И еще более тонко — у мемуаристки Ариадны Тырковой-Вильямс. Зануда она, между нами говоря, была редкостная, помешанная на социал-демократических вывертах — из тех коварных демократов, которые расковыряли все язвы российские, подготовили, как принято выражаться, почву для Октябрьского переворота, а потом отбыли за рубеж, где спокойно все беды пересидели и почили в бозе, не уставая поливать грязью покойницу Россию. И еще она была совершенно бездарной журналисткой, которая тщилась изображать из себя интеллигентку и даже осмеливалась кого-то судить, и… женщиной до мозга костей. И именно поэтому очень хорошо проникла в суть Зинаиды Николаевны.





«От блестящей Зинаиды шли холодные сквознячки… — читаем мы в ее мемуарах. — Она была очень красивая. Высокая, тонкая, как юноша, гибкая. Золотые косы дважды обвивались вокруг маленькой, хорошо посаженной головы. Улыбка почти не сходила с ее лица, но это ее не красило. Казалось, вот-вот с этих ярко накрашенных тонких губ сорвется колючее, недоброе слово. Ей очень хотелось поражать, притягивать, очаровывать, покорять. В те времена, в конце XIX века, не было принято так мазаться. А Зинаида румянилась и белилась густо, откровенно, как делают это актрисы для сцены. Это придавало ее лицу вид маски, подчеркивало ее искусственность. И движения у нее были странные… Одевалась она живописно, но тоже с вывертом. Пришла в длинной белой шелковой, перехваченной золотым шнурком тунике. Широкие, откинутые назад рукава шевелились за ее спиной, точно крылья…»

Или вот еще одно мнение о чете Гиппиус — Мережковский: «Странное впечатление производила эта пара: внешне они поразительно не подходили друг к другу. Он — маленького роста, с узкой впалой грудью, в допотопном сюртуке. Черные, глубоко посаженные глаза горели тревожным огнем библейского пророка. Это сходство подчеркивалось полуседой, вольно растущей бородой и тем легким взвизгиванием, с которым переливались слова, когда Дмитрий Сергеевич раздражался. Держался он с неоспоримым чувством превосходства и сыпал цитатами то из Библии, то из языческих философов. А рядом с ним — Зинаида Николаевна Гиппиус. Соблазнительная, нарядная, особенная. Она казалась высокой из-за чрезмерной худобы. Загадочно-красивое лицо… Пышные темно-золотистые волосы спускались на снежно-белый лоб и оттеняли глубину удлиненных глаз, в которых светился внимательный ум. Яркий грим, головокружительный аромат сильных, очень приятных духов. Держалась она как признанная красавица, к тому же — поэтесса…»

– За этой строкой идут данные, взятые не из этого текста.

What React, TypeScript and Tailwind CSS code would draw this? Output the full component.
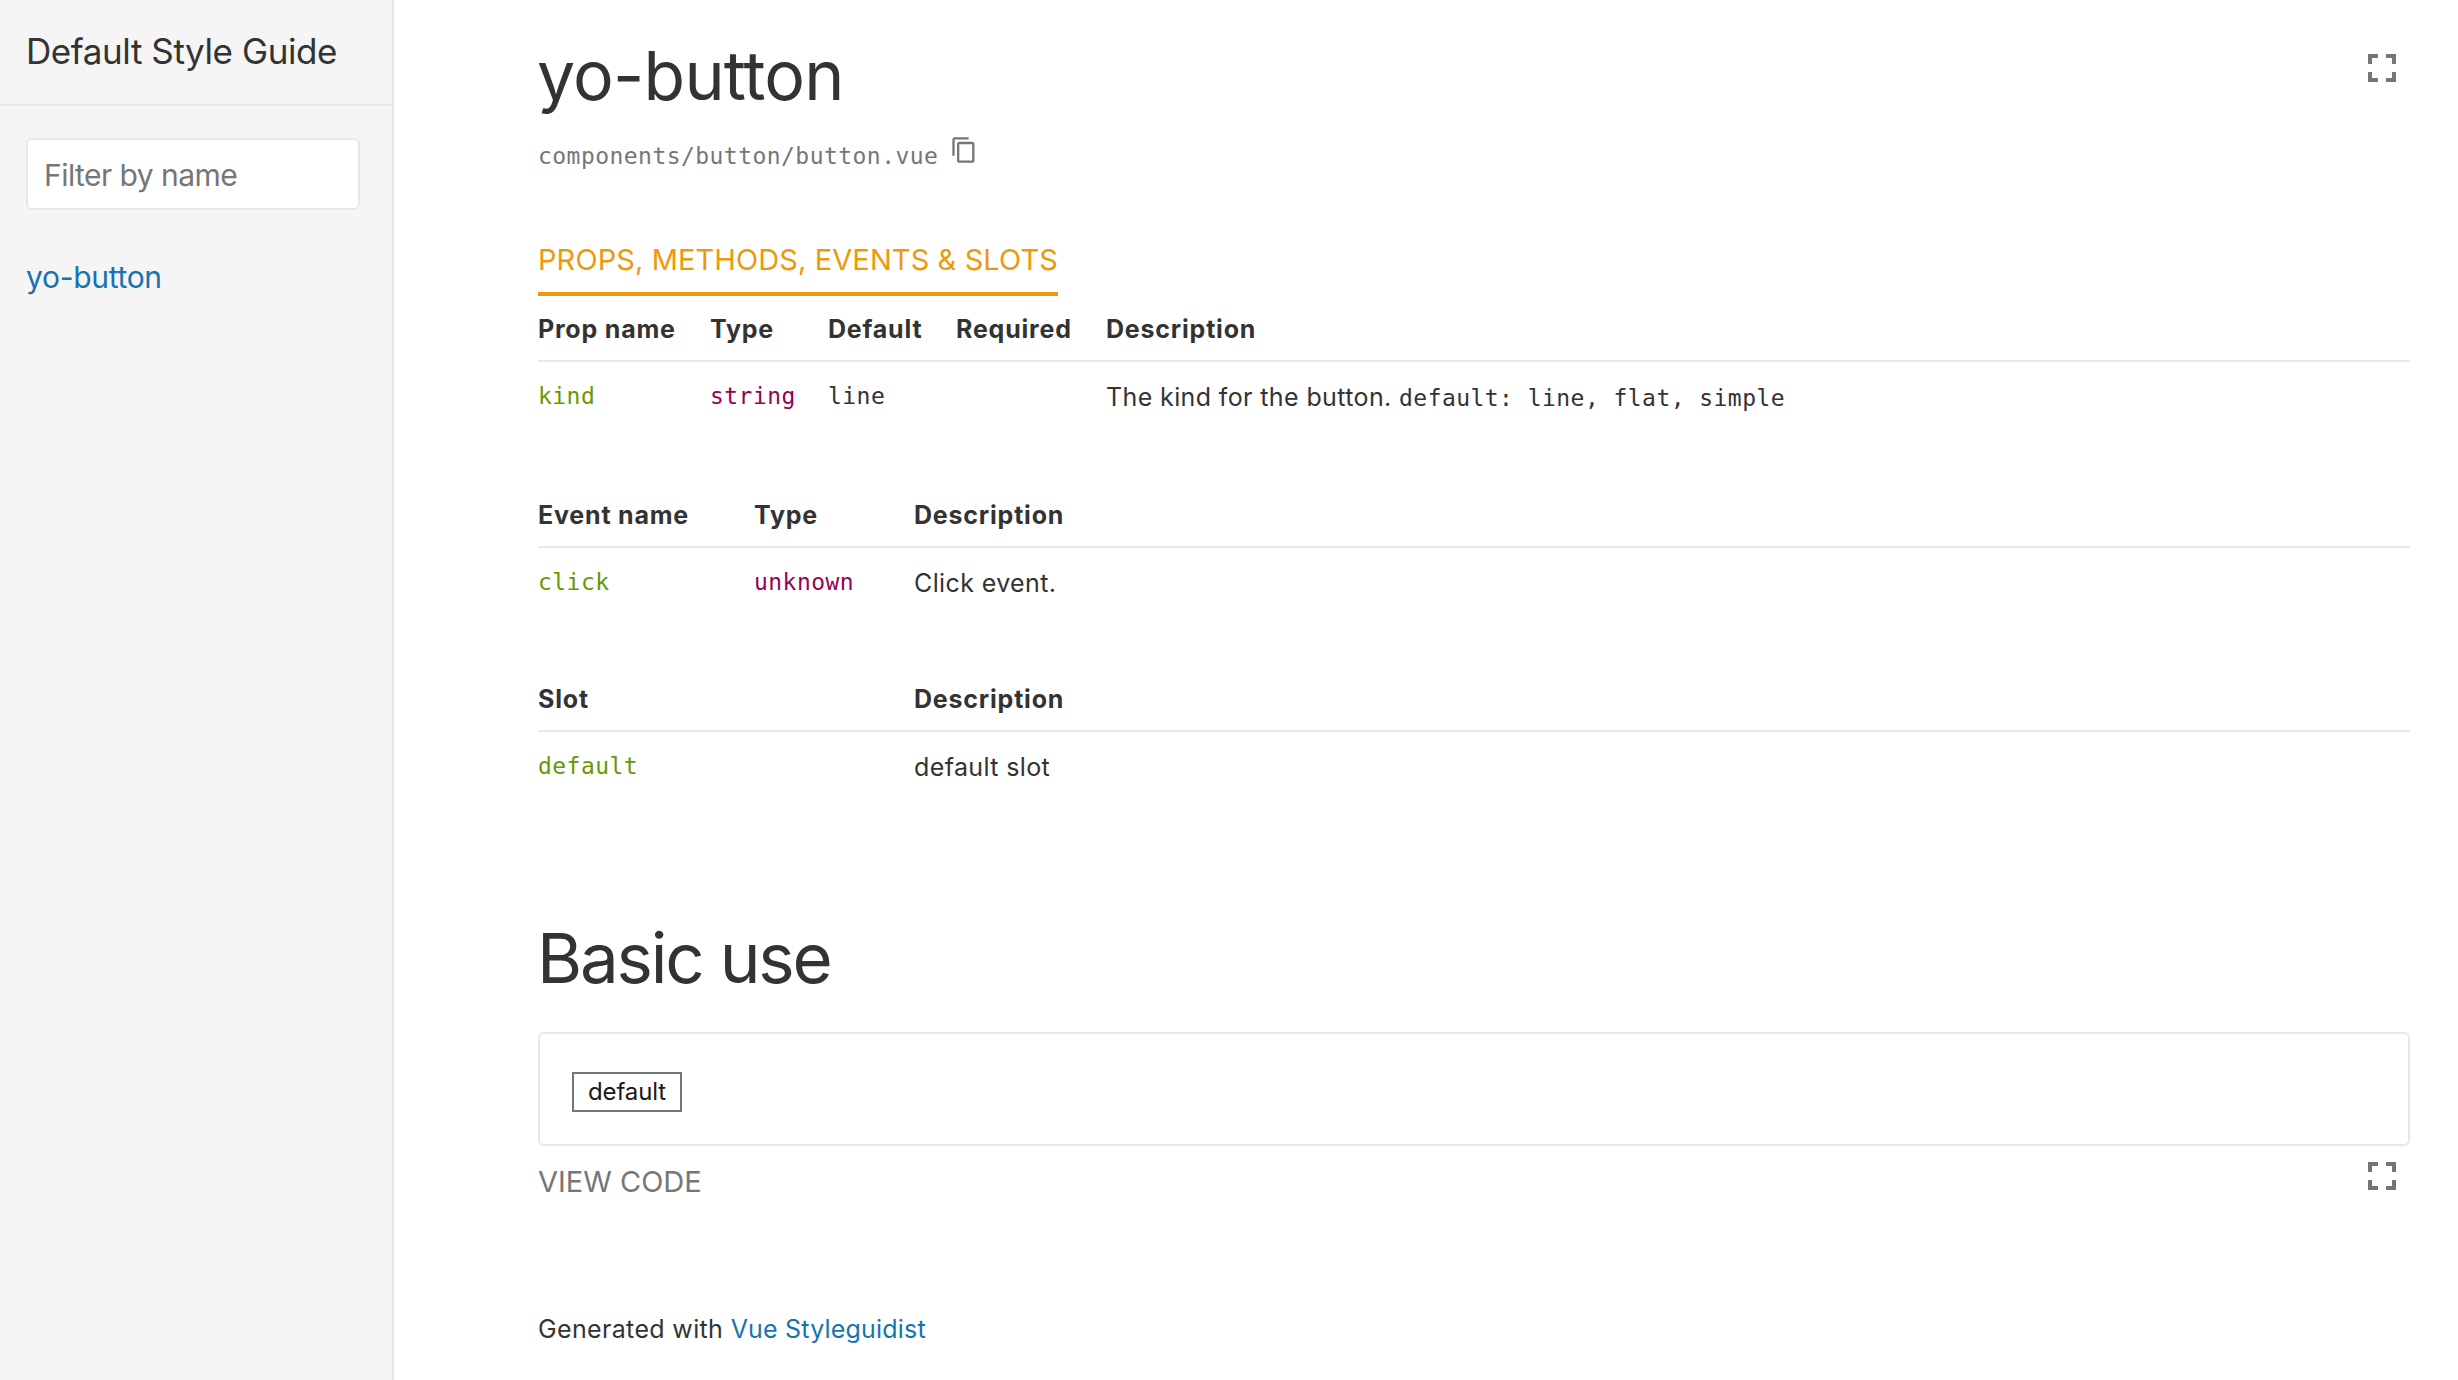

Этот отзыв, с почтительным придыханием на последнем слове — поэтес-с-са!!! — принадлежит родственнице Валерия Брюсова, Брониславе Погореловой, и тут явно чувствуется налет той исступленной любви, которую Брюсов одно время питал к «Зинаиде прекрасной».

А между тем объективно ее считали не слишком-то талантливой, хотя и интересной поэтес — с-сой.

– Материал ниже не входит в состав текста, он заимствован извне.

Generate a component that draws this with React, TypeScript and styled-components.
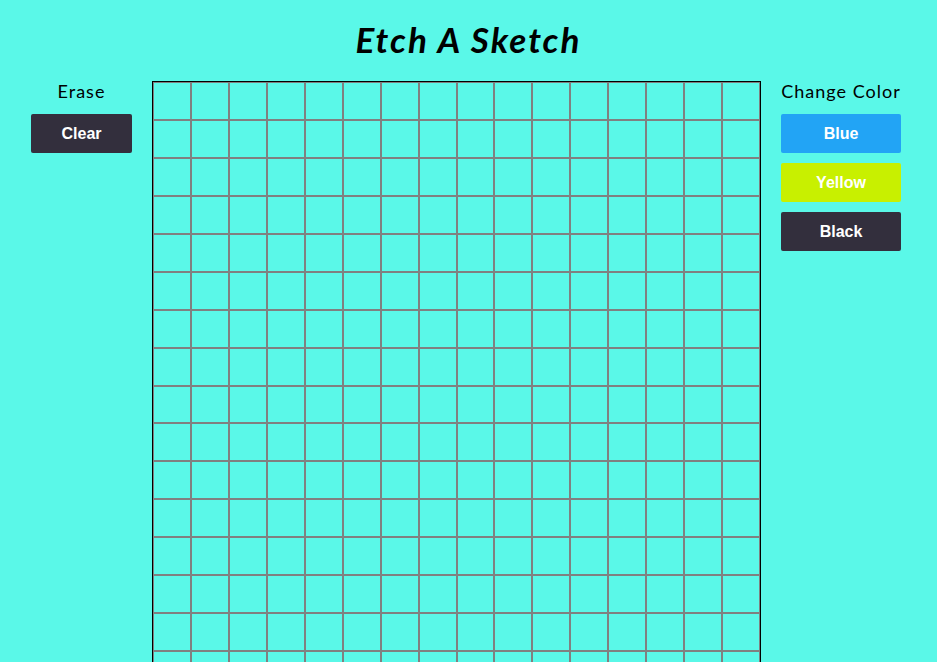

«Электрические стихи» — чуточку насмешливо отзывался о поэзии Зинаиды Гиппиус Бунин. Адамович присовокуплял: «Строчки как будто потрескивают и светятся синеватыми искрами». Ну, если говорить конкретно об этом стихотворении, здесь вдобавок еще переночевал безумно в то время модный Метерлинк с его «Разумом цветов»…

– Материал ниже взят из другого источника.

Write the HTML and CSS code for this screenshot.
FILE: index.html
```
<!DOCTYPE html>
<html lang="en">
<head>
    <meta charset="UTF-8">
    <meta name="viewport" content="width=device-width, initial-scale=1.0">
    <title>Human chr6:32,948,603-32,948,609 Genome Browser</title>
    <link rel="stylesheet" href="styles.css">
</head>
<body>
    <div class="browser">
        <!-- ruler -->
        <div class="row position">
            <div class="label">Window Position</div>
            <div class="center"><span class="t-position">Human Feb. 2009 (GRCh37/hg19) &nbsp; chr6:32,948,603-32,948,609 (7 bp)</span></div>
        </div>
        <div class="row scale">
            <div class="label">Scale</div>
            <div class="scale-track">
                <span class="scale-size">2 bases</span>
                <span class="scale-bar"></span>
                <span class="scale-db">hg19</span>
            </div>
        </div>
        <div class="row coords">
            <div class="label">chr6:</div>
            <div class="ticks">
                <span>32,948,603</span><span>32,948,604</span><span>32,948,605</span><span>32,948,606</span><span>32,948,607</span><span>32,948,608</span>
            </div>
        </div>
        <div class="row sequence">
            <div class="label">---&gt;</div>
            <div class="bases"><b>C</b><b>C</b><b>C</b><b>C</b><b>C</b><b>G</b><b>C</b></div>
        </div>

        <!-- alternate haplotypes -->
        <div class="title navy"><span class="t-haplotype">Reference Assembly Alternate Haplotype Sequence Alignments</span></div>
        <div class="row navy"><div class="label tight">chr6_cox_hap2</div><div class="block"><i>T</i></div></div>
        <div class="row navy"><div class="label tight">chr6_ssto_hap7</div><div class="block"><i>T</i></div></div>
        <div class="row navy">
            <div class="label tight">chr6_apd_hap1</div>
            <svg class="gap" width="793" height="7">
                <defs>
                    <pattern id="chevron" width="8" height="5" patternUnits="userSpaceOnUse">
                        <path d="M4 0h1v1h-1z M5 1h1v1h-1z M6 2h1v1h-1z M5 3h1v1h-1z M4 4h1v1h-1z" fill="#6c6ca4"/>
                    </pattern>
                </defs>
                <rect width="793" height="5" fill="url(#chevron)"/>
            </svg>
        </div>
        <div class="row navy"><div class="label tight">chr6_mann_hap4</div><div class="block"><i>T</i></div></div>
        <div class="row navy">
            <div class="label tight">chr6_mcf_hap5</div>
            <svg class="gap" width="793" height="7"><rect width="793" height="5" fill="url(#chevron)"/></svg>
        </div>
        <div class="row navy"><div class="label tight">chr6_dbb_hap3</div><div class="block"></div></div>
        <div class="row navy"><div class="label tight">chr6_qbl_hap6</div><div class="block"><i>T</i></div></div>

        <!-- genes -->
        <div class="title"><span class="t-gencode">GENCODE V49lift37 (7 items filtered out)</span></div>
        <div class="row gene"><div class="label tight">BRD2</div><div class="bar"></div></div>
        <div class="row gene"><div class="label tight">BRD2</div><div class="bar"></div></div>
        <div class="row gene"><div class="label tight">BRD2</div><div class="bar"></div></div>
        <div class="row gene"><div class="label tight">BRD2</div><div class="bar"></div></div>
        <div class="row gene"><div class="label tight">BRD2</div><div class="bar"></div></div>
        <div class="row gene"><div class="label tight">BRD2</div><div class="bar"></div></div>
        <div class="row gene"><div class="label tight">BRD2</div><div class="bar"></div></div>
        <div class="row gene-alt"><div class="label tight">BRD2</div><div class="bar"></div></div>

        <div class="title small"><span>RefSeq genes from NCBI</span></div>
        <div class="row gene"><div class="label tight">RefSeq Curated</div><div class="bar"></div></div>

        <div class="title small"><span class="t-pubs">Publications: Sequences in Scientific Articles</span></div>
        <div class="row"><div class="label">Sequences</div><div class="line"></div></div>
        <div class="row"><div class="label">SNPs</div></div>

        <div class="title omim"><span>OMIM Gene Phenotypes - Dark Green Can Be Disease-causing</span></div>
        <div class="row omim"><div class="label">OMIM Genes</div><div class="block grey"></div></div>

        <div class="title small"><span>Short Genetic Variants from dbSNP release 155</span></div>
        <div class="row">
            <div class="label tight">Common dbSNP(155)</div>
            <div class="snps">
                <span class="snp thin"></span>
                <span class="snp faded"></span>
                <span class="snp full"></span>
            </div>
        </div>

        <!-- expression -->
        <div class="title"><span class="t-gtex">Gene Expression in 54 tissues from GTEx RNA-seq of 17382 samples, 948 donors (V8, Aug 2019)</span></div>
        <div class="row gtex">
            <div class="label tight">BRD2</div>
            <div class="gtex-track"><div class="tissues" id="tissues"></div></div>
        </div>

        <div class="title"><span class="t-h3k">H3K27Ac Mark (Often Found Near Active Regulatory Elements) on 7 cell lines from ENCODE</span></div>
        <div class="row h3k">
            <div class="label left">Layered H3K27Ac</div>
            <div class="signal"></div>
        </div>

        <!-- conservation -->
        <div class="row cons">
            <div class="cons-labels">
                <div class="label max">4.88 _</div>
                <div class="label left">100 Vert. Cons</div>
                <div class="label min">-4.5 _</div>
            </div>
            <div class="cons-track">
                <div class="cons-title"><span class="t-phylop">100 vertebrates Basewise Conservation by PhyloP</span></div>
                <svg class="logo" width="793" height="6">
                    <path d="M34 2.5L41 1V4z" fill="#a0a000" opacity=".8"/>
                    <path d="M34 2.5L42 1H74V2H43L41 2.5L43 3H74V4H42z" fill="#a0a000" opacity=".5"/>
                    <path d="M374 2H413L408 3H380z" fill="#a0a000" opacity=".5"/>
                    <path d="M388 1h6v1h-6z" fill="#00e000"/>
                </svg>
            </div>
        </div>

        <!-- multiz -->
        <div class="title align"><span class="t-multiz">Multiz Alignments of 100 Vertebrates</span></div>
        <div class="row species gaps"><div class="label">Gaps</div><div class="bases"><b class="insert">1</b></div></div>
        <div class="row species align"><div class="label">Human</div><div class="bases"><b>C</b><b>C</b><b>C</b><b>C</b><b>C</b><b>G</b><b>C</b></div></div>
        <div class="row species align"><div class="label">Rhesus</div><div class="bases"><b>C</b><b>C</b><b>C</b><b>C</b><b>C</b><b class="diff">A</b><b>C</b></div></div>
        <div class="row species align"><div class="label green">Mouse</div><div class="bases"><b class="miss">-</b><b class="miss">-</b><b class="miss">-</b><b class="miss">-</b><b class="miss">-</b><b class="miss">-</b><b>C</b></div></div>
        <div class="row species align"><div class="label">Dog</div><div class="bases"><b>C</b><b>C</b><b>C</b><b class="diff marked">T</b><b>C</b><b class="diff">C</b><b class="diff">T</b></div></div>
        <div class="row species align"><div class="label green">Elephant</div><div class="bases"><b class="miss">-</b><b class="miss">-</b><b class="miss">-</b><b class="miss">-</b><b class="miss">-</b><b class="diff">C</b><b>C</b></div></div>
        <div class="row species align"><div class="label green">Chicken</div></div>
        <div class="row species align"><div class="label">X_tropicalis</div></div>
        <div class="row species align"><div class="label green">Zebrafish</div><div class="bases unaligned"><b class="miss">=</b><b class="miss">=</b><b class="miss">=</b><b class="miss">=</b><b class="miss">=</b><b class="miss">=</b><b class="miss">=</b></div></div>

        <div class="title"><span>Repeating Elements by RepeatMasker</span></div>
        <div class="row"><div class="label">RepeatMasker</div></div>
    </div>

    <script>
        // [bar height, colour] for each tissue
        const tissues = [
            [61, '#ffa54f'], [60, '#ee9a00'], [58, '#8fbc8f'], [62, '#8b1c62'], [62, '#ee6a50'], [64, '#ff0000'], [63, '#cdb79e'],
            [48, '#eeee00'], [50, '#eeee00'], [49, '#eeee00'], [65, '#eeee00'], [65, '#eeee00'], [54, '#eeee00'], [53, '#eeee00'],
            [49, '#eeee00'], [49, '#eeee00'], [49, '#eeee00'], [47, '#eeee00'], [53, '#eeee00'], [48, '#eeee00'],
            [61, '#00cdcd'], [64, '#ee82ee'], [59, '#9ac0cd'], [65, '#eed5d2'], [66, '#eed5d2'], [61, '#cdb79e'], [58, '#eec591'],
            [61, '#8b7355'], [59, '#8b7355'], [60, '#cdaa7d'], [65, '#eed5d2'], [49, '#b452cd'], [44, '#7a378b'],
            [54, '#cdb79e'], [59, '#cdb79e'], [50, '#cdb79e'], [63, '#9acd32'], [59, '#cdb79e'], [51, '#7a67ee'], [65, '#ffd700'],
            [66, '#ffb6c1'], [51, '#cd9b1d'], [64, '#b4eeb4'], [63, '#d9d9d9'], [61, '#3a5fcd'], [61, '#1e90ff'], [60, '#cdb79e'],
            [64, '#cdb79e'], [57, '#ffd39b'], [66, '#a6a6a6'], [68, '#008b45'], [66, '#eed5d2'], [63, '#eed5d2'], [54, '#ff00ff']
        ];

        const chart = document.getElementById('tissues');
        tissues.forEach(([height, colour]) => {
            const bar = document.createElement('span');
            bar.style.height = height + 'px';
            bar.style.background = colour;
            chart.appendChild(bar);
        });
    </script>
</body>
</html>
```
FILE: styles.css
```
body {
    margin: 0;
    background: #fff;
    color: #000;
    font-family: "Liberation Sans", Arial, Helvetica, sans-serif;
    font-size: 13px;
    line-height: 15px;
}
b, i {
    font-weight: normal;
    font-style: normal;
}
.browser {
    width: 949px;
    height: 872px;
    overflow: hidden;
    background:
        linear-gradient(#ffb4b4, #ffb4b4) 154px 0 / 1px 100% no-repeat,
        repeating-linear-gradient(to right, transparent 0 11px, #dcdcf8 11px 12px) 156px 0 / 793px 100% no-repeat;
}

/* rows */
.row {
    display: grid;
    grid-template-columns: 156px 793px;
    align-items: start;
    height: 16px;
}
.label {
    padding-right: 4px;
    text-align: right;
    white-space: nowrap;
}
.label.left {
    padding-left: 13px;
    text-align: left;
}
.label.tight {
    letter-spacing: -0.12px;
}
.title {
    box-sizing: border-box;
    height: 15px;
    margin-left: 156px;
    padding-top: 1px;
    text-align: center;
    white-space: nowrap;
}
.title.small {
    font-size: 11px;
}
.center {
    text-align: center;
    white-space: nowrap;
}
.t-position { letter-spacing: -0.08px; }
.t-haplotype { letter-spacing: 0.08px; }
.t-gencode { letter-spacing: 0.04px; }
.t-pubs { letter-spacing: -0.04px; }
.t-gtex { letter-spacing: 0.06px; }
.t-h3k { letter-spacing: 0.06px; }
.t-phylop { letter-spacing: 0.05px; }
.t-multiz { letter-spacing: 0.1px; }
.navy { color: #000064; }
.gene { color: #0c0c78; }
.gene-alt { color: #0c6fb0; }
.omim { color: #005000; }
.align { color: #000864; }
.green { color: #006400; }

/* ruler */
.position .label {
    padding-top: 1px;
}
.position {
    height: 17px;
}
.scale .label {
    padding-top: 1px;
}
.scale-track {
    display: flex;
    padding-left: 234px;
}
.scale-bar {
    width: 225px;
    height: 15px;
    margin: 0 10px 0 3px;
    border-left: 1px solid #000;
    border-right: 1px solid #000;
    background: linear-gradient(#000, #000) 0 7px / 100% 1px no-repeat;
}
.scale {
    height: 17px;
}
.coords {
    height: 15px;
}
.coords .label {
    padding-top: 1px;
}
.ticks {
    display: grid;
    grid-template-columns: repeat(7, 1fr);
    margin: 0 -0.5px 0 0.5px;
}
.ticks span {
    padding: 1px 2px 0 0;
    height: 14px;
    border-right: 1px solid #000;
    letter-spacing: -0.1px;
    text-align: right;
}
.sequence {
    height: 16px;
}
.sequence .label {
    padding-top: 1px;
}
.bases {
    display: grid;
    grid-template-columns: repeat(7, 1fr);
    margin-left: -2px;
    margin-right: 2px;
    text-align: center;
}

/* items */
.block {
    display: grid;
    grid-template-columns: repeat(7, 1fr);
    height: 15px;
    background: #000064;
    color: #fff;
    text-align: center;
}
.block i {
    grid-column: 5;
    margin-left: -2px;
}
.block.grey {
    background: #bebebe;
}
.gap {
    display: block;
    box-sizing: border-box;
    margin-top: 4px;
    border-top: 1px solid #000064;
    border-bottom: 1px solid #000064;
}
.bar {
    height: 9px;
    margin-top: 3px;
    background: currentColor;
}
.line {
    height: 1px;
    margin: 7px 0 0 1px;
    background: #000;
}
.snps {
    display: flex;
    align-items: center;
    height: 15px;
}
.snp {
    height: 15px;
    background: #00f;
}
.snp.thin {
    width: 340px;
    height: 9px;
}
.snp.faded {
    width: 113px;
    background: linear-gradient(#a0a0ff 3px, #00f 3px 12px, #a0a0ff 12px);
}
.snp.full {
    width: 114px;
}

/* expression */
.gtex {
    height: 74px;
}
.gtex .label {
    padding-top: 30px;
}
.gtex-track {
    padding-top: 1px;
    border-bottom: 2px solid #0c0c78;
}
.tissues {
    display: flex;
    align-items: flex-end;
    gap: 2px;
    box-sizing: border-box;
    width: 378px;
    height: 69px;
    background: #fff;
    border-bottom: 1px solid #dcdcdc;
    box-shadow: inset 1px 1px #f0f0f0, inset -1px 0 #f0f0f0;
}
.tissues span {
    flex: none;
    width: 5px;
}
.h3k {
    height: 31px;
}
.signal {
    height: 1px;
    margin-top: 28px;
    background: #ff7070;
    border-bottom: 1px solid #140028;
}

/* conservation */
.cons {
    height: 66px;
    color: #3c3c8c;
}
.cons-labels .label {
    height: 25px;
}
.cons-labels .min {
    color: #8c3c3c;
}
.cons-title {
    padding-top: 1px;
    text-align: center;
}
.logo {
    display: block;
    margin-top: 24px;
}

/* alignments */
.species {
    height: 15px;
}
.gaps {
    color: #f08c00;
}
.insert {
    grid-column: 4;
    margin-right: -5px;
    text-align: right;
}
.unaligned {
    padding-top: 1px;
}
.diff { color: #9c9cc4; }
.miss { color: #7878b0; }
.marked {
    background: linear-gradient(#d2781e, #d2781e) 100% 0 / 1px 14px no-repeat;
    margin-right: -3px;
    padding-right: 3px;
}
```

Прозаиком Зинаида считалась довольно среднего уровня. Ее эссе, написанные под псевдонимом Антон Крайний, имели, конечно, право на существование, но не несли в себе какого-то уж прямо-таки сверхъестественного творческого открытия. Разве что ее рассуждения о жизни и быте… Но об этом ниже.

В самой Зинаиде не было истинного таланта — того, что она называла «музыкой». Она это понимала, всю жизнь мучилась этим. Но тщеславие являлось воистину ее любимым грехом, и она пестовала, лелеяла, обожала этот свой грех — строила для него пьедестал на том основании, что «музыку» в других людях она умела различать совершенно безошибочно и тонко, и тянулась к ней всем своим существом… всей душой.